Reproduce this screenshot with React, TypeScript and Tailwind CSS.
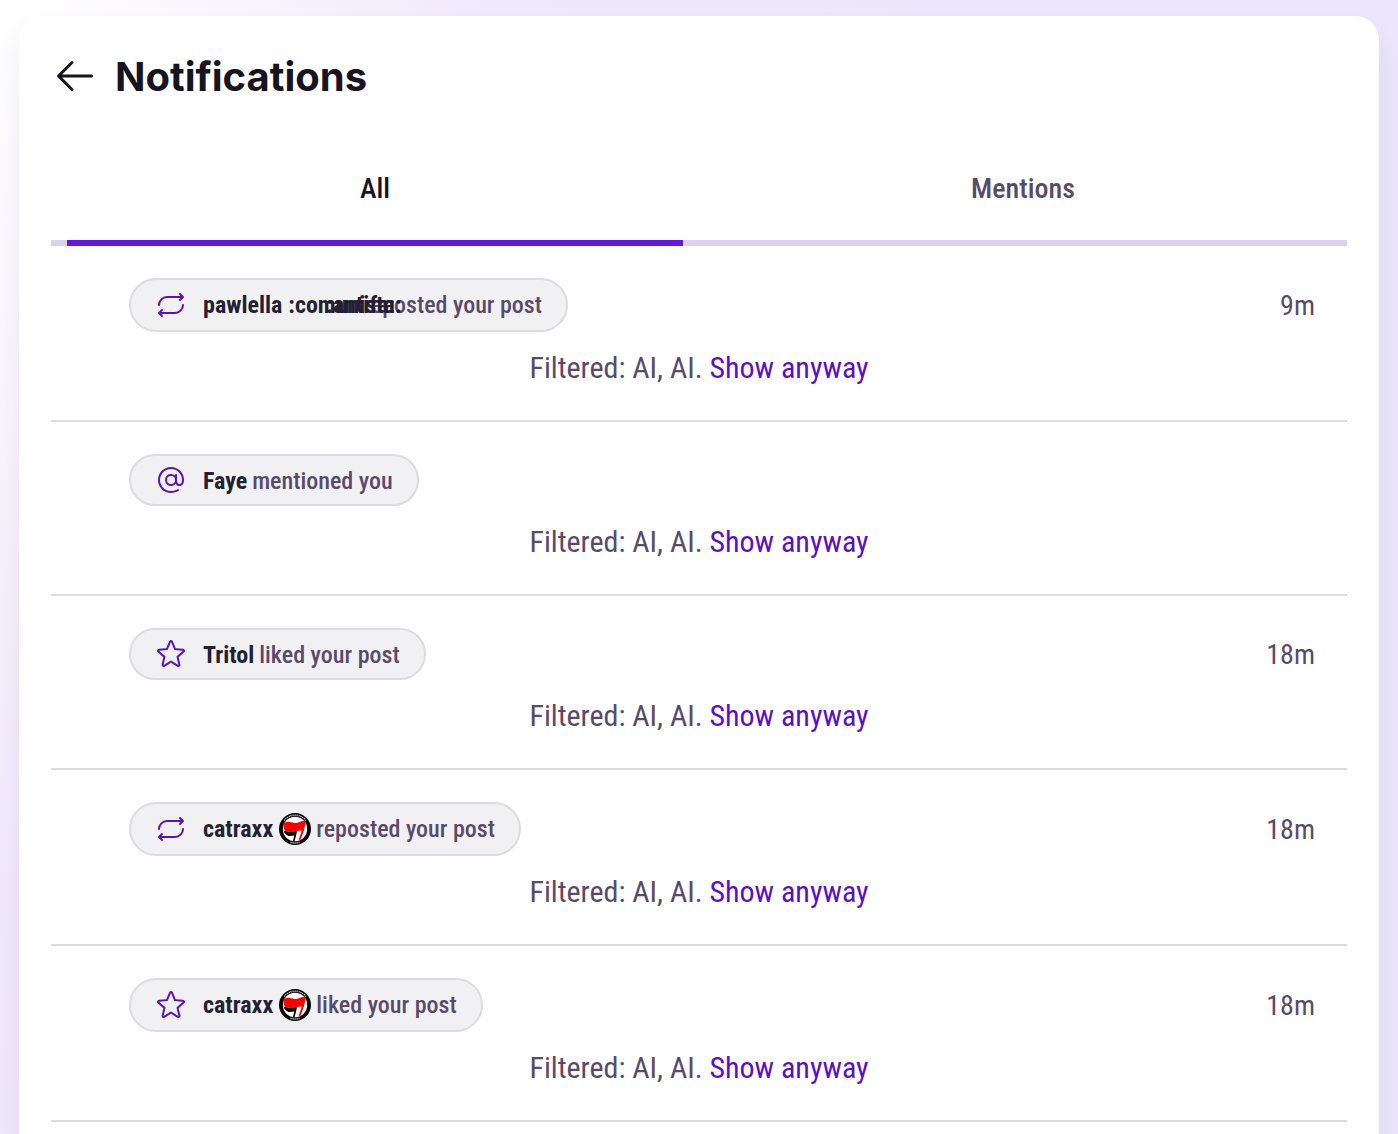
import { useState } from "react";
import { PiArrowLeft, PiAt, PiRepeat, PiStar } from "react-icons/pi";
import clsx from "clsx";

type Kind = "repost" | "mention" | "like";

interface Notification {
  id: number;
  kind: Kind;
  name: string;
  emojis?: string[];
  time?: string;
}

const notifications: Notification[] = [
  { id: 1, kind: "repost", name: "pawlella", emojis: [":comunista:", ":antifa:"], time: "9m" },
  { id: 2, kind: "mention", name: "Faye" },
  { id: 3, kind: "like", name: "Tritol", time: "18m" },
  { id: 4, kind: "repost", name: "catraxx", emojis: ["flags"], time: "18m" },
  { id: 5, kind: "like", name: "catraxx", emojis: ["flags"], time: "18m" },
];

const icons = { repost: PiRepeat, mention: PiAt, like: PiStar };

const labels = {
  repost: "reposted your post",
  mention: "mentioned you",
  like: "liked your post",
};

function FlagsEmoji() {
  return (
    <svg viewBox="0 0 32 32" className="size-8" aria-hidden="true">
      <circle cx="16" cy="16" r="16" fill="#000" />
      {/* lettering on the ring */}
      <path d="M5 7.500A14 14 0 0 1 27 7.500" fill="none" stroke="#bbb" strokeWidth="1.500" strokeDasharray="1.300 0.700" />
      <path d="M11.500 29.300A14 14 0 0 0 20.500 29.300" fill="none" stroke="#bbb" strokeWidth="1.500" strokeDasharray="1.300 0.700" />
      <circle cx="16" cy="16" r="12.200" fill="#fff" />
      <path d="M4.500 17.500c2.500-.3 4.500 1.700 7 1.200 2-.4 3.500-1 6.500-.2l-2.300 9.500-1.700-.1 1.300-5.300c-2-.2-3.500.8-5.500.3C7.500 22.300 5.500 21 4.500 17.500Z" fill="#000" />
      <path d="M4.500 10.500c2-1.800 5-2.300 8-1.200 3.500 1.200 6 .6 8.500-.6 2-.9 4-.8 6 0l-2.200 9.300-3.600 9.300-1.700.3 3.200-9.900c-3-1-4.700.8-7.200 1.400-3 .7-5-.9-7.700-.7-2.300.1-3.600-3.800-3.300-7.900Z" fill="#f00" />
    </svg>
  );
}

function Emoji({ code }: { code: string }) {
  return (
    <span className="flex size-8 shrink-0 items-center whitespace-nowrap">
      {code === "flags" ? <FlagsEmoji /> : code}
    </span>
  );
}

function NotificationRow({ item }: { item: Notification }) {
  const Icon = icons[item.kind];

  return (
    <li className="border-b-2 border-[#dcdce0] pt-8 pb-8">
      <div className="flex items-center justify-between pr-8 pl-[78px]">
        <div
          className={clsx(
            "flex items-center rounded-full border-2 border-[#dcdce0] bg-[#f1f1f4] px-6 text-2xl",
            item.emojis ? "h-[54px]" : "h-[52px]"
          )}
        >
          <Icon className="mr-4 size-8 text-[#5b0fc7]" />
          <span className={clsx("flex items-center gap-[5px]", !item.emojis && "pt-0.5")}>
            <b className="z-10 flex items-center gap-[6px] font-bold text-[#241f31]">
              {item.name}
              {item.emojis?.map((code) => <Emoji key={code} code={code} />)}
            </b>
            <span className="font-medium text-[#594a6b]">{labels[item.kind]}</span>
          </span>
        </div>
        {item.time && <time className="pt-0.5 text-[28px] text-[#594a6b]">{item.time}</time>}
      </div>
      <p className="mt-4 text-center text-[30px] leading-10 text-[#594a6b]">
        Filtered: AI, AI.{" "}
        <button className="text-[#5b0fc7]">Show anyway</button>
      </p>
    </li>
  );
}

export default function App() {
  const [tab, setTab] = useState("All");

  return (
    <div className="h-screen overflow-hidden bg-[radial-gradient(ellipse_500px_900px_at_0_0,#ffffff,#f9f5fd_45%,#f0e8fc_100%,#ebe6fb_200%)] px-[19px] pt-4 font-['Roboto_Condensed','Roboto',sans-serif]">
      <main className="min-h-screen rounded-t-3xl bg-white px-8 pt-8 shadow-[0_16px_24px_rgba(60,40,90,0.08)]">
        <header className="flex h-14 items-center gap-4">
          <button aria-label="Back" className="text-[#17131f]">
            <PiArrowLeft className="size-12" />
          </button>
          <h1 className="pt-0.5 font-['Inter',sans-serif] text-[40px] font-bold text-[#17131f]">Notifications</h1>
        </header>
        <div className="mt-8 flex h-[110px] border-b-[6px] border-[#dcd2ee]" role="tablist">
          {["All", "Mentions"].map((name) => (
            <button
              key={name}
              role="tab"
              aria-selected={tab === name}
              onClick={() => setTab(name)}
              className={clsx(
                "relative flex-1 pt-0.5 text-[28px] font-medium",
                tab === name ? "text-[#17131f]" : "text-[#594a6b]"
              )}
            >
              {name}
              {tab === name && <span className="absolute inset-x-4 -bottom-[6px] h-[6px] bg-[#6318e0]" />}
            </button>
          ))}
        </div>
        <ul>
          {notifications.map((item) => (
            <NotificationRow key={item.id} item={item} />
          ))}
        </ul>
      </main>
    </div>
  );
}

⁂

### Task statement
Write out nothing but the lines from the start of the data through the line with "PiAt, like: PiStar". Leave out the pictures.

### Final result
Reproduce this screenshot with React, TypeScript and Tailwind CSS.
import { useState } from "react";
import { PiArrowLeft, PiAt, PiRepeat, PiStar } from "react-icons/pi";
import clsx from "clsx";

type Kind = "repost" | "mention" | "like";

interface Notification {
  id: number;
  kind: Kind;
  name: string;
  emojis?: string[];
  time?: string;
}

const notifications: Notification[] = [
  { id: 1, kind: "repost", name: "pawlella", emojis: [":comunista:", ":antifa:"], time: "9m" },
  { id: 2, kind: "mention", name: "Faye" },
  { id: 3, kind: "like", name: "Tritol", time: "18m" },
  { id: 4, kind: "repost", name: "catraxx", emojis: ["flags"], time: "18m" },
  { id: 5, kind: "like", name: "catraxx", emojis: ["flags"], time: "18m" },
];

const icons = { repost: PiRepeat, mention: PiAt, like: PiStar };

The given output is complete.